52 Saints ~ Week Seven ~ St. André Bessette

About 15 years ago I was in Montreal visiting a friend in the Côte-des-Neiges neighbourhood. One morning we went out for a walk, up and around the top of Mount Royal, and we emerged from a wood behind the great Oratory of Saint Joseph which dominates the hill top. I, being a newcomer to the area, and innocent of the significance of the place, was initially merely astounded at its size. We wandered down a bit to find an entrance, and it so happened that we chose a doorway that opened directly to a darkened room, lit only by tier on tier of flickering candles. There were crutches hung around on the walls. I remember it was hot inside, and close. I gaped for a few minutes, in my usual dull way, until it was time to move on.

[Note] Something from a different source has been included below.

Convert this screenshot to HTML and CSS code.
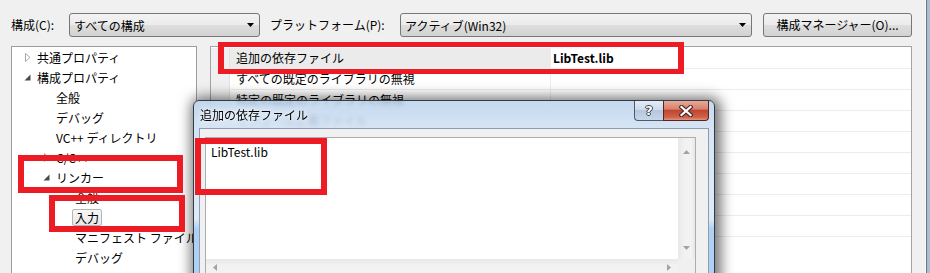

We climbed to the upper church, with its soaring ceiling and statues of the Apostles arrayed around the perimeter in the style of totem poles. I remember I didn't particularly like those, but I was duly impressed by the sheer scale of the place. We then trotted back down the hill, and down the long flight of steps, the better to admire the facade. Our explorations ended, we went on our way, but I recall feeling a certain admiration for the devotion of a people that could cause such a structure to arise. It never occurred to me that there might have been a particular person, a man with a particular face, behind it all.

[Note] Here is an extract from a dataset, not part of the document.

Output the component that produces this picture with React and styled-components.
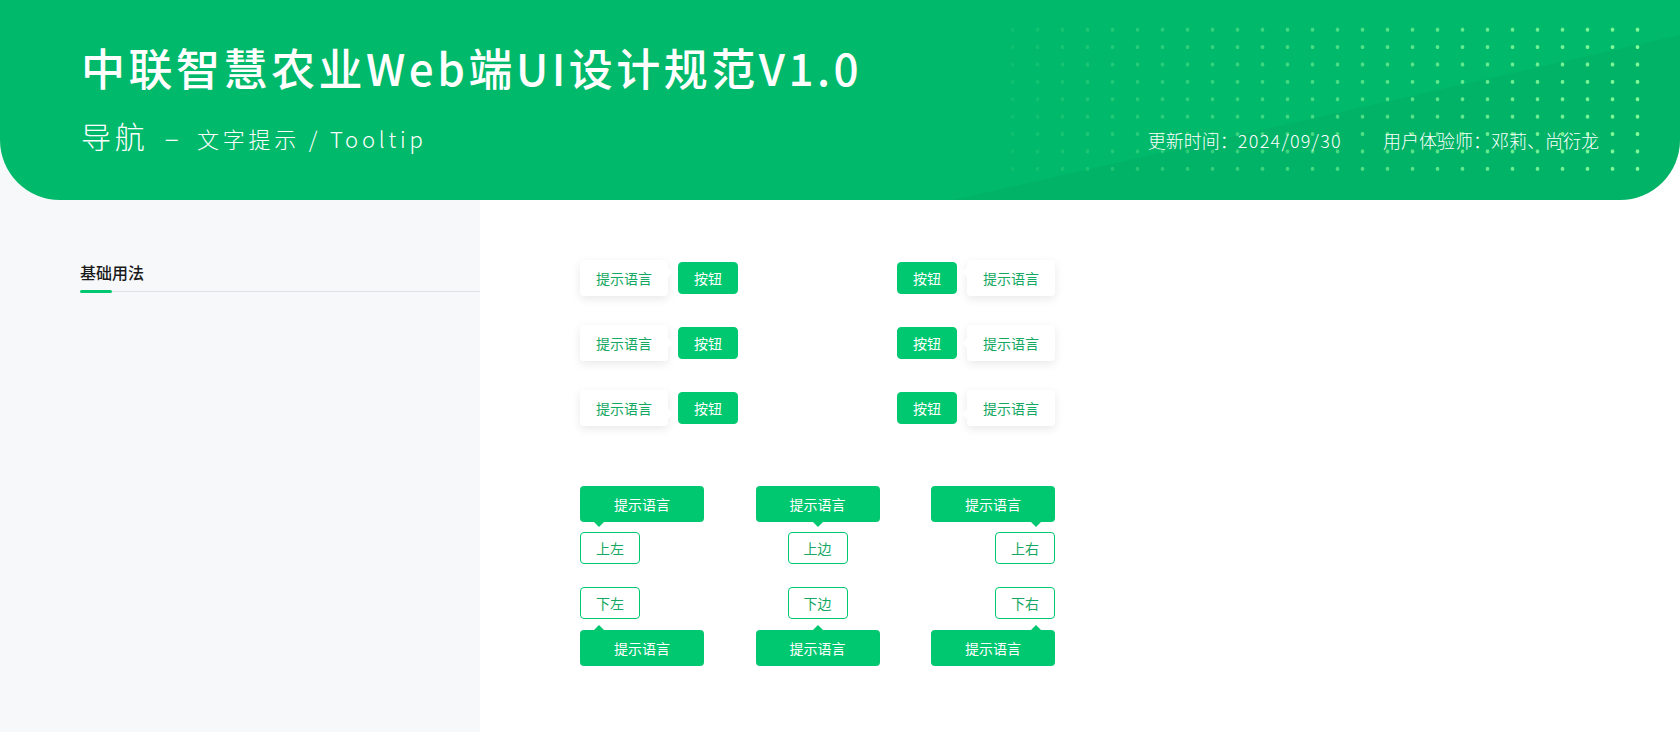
import styled, { createGlobalStyle, css } from 'styled-components';

const GREEN = '#00c870';
const TEXT_GREEN = '#14a862';

const GlobalStyle = createGlobalStyle`
  html, body {
    margin: 0;
    padding: 0;
  }
  body {
    font-family: "Noto Sans CJK SC", "Noto Sans", sans-serif;
    -webkit-font-smoothing: antialiased;
  }
`;

const Page = styled.div`
  min-height: 100vh;
  display: flex;
  flex-direction: column;
  background: linear-gradient(to right, #f7f8fa 480px, #ffffff 480px);
`;

const Header = styled.header`
  position: relative;
  height: 200px;
  box-sizing: border-box;
  padding: 45px 81px 0 81px;
  background: #00b96a;
  border-radius: 0 0 60px 60px;
  overflow: hidden;
  color: #fff;

  &::before {
    content: '';
    position: absolute;
    inset: 0;
    background: rgba(0, 0, 0, 0.03);
    clip-path: polygon(953px 200px, 1680px 35px, 1680px 200px);
  }
`;

const Dots = styled.div`
  position: absolute;
  left: 1000px;
  top: 21px;
  width: 650px;
  height: 157px;
  background-image: radial-gradient(circle, rgba(136, 252, 155, 1) 1.6px, transparent 2.2px);
  background-size: 25px 17.4px;
  -webkit-mask-image: linear-gradient(to right, rgba(0, 0, 0, 0.08) 0%, rgba(0, 0, 0, 0.45) 40%, #000 100%);
  mask-image: linear-gradient(to right, rgba(0, 0, 0, 0.08) 0%, rgba(0, 0, 0, 0.45) 40%, #000 100%);
`;

const Title = styled.h1`
  position: relative;
  margin: 0;
  font-size: 44px;
  line-height: 44px;
  font-weight: 500;
  letter-spacing: 3.5px;
`;

const SubRow = styled.div`
  position: relative;
  display: flex;
  justify-content: space-between;
  align-items: baseline;
  margin-top: 31px;
  line-height: 1;
`;

const Subtitle = styled.div`
  font-weight: 300;
  letter-spacing: 3.8px;
`;

const SubMain = styled.span`
  font-size: 30px;
`;

const SubMinor = styled.span`
  font-size: 22px;
`;

const Dash = styled.span`
  font-size: 27px;
  letter-spacing: 0;
  margin: 0 18px 0 16px;
`;

const Meta = styled.div`
  display: flex;
  gap: 41px;
  font-size: 18px;
  font-weight: 300;
`;

const Digits = styled.span`
  letter-spacing: 1.3px;
`;

const Body = styled.div`
  display: flex;
  flex: 1;
`;

const Sidebar = styled.aside`
  width: 480px;
  flex-shrink: 0;
  box-sizing: border-box;
  padding: 64px 0 0 80px;
`;

const TabBar = styled.div`
  display: flex;
  border-bottom: 1px solid #dfe1e6;
`;

const Tab = styled.div`
  position: relative;
  padding-bottom: 11px;
  font-size: 16px;
  line-height: 16px;
  font-weight: 500;
  color: #1a1a1a;

  &::after {
    content: '';
    position: absolute;
    left: 0;
    bottom: -2px;
    width: 32px;
    height: 3px;
    border-radius: 2px;
    background: ${GREEN};
  }
`;

const Content = styled.main`
  flex: 1;
  padding: 60px 0 0 100px;
`;

const SideSection = styled.div`
  width: 475px;
  display: flex;
  flex-direction: column;
  gap: 29px;
`;

const SideRow = styled.div`
  display: flex;
  justify-content: space-between;
  align-items: center;
  height: 36px;
`;

const SideGroup = styled.div`
  display: flex;
  align-items: center;
  gap: 10px;
`;

const Button = styled.div`
  width: 60px;
  height: 32px;
  box-sizing: border-box;
  border-radius: 4px;
  font-size: 14px;
  line-height: 30px;
  text-align: center;
  ${({ $outline }) =>
    $outline
      ? css`
          background: #fff;
          border: 1px solid ${GREEN};
          color: ${TEXT_GREEN};
        `
      : css`
          background: ${GREEN};
          border: 1px solid ${GREEN};
          color: #fff;
        `}
  align-self: ${({ $align = 'center' }) => $align};
`;

const arrowY = {
  top: css`top: 7px;`,
  middle: css`top: calc(50% - 5px);`,
  bottom: css`top: 19px;`,
};

const LightTip = styled.div`
  position: relative;
  width: 88px;
  height: 36px;
  line-height: 36px;
  text-align: center;
  font-size: 14px;
  color: ${TEXT_GREEN};
  background: #fff;
  border-radius: 4px;
  box-shadow: 0 3px 10px rgba(0, 0, 0, 0.09);

  &::after {
    content: '';
    position: absolute;
    ${({ $arrow }) => arrowY[$arrow]}
    border-top: 5px solid transparent;
    border-bottom: 5px solid transparent;
    ${({ $side }) =>
      $side === 'right'
        ? css`
            right: -5px;
            border-left: 5px solid #fff;
          `
        : css`
            left: -5px;
            border-right: 5px solid #fff;
          `}
  }
`;

const arrowX = {
  start: css`left: 14px;`,
  center: css`left: calc(50% - 5px);`,
  end: css`right: 14px;`,
};

const GreenTip = styled.div`
  position: relative;
  width: 124px;
  height: 36px;
  line-height: 36px;
  text-align: center;
  font-size: 14px;
  color: #fff;
  background: ${GREEN};
  border-radius: 4px;

  &::after {
    content: '';
    position: absolute;
    ${({ $arrow }) => arrowX[$arrow]}
    border-left: 5px solid transparent;
    border-right: 5px solid transparent;
    ${({ $dir }) =>
      $dir === 'down'
        ? css`
            bottom: -5px;
            border-top: 5px solid ${GREEN};
          `
        : css`
            top: -5px;
            border-bottom: 5px solid ${GREEN};
          `}
  }
`;

const PlaceSection = styled.div`
  width: 475px;
  margin-top: 60px;
  display: grid;
  grid-template-columns: repeat(3, 124px);
  justify-content: space-between;
`;

const PlaceColumn = styled.div`
  display: flex;
  flex-direction: column;
  gap: 23px;
`;

const PlaceGroup = styled.div`
  display: flex;
  flex-direction: column;
  gap: ${({ $gap }) => $gap}px;
`;

const sideRows = ['top', 'middle', 'bottom'];

const placements = [
  { align: 'flex-start', arrow: 'start', top: '上左', bottom: '下左' },
  { align: 'center', arrow: 'center', top: '上边', bottom: '下边' },
  { align: 'flex-end', arrow: 'end', top: '上右', bottom: '下右' },
];

export default function App() {
  return (
    <Page>
      <GlobalStyle />
      <Header>
        <Dots />
        <Title>中联智慧农业Web端UI设计规范V1.0</Title>
        <SubRow>
          <Subtitle>
            <SubMain>导航</SubMain>
            <Dash>–</Dash>
            <SubMinor>文字提示 / Tooltip</SubMinor>
          </Subtitle>
          <Meta>
            <span>
              更新时间：<Digits>2024/09/30</Digits>
            </span>
            <span>用户体验师：邓莉、尚衍龙</span>
          </Meta>
        </SubRow>
      </Header>
      <Body>
        <Sidebar>
          <TabBar>
            <Tab>基础用法</Tab>
          </TabBar>
        </Sidebar>
        <Content>
          <SideSection>
            {sideRows.map((pos) => (
              <SideRow key={pos}>
                <SideGroup>
                  <LightTip $side="right" $arrow={pos}>提示语言</LightTip>
                  <Button>按钮</Button>
                </SideGroup>
                <SideGroup>
                  <Button>按钮</Button>
                  <LightTip $side="left" $arrow={pos}>提示语言</LightTip>
                </SideGroup>
              </SideRow>
            ))}
          </SideSection>
          <PlaceSection>
            {placements.map((p) => (
              <PlaceColumn key={p.top}>
                <PlaceGroup $gap={10}>
                  <GreenTip $dir="down" $arrow={p.arrow}>提示语言</GreenTip>
                  <Button $outline $align={p.align}>{p.top}</Button>
                </PlaceGroup>
                <PlaceGroup $gap={11}>
                  <Button $outline $align={p.align}>{p.bottom}</Button>
                  <GreenTip $dir="up" $arrow={p.arrow}>提示语言</GreenTip>
                </PlaceGroup>
              </PlaceColumn>
            ))}
          </PlaceSection>
        </Content>
      </Body>
    </Page>
  );
}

In fact, it was not until years later that I first heard the name of André Bessette, or Brother André, as he was usually called, or St André of Montreal, as he is now called. It gradually became clear to me, from remarks I heard here and there, that this Brother André had something or other to do with the Oratory in Montreal. I now know that it was his simplicity, goodness, and devotion to St Joseph that inspired the people of Montreal to build it. The Oratory, and the devotion it expresses and inspires, was his gift to us.

He was actually born Alfred Bessette, the eighth child of a poor family in a small town some distance from Montreal. His young life must have been a hard one. Four of his siblings died early in life, and by the time Alfred was 12 both of his parents had died. At that point he was forced to leave school, wandering from job to job, both in Quebec and in the United States, rather aimlessly it seems. In 1867, when in his early 20s, Canada became a nation and Alfred returned to his homeland in search of opportunity.

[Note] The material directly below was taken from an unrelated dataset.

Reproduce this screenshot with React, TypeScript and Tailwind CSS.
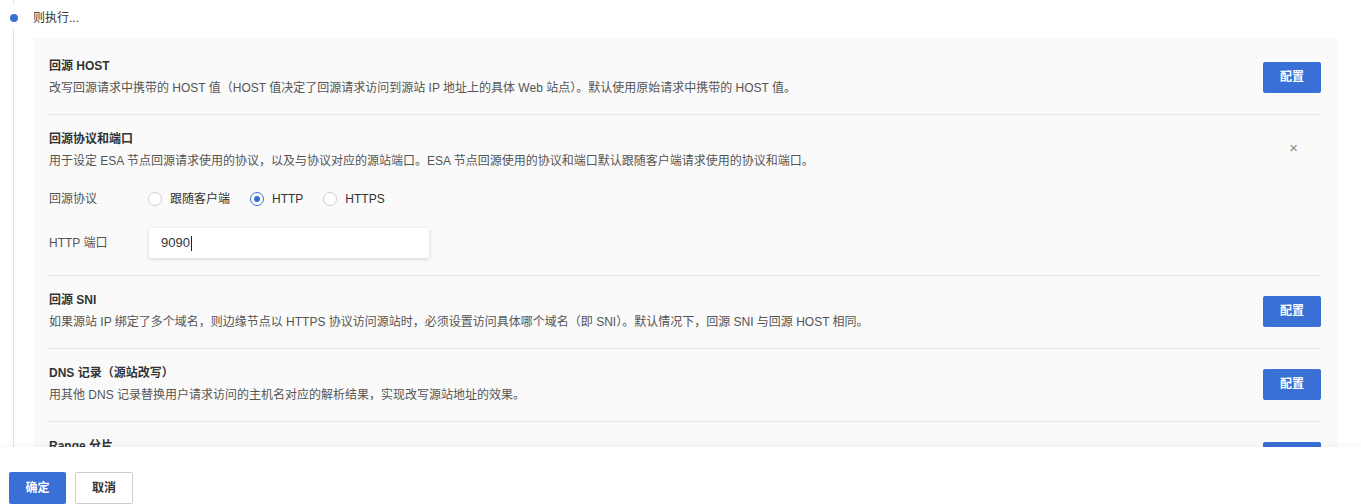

A few years later, at the age of 28, he presented himself as a candidate to the Congregation of the Holy Cross, a religious community that had been founded in France a few decades earlier, and which had an active community in Montreal. He was accepted, took the name André, and became the porter at the nearby Collège Notre-Dame, a school for boys situated then, as now, at the foot of a great hill.

At this point the external events of Brother André's life become rather sparse. He served faithfully as porter to the school, but he must have been a man whom people remembered. He became known for his devotion to St Joseph, and a few reports of healing miracles began to circulate.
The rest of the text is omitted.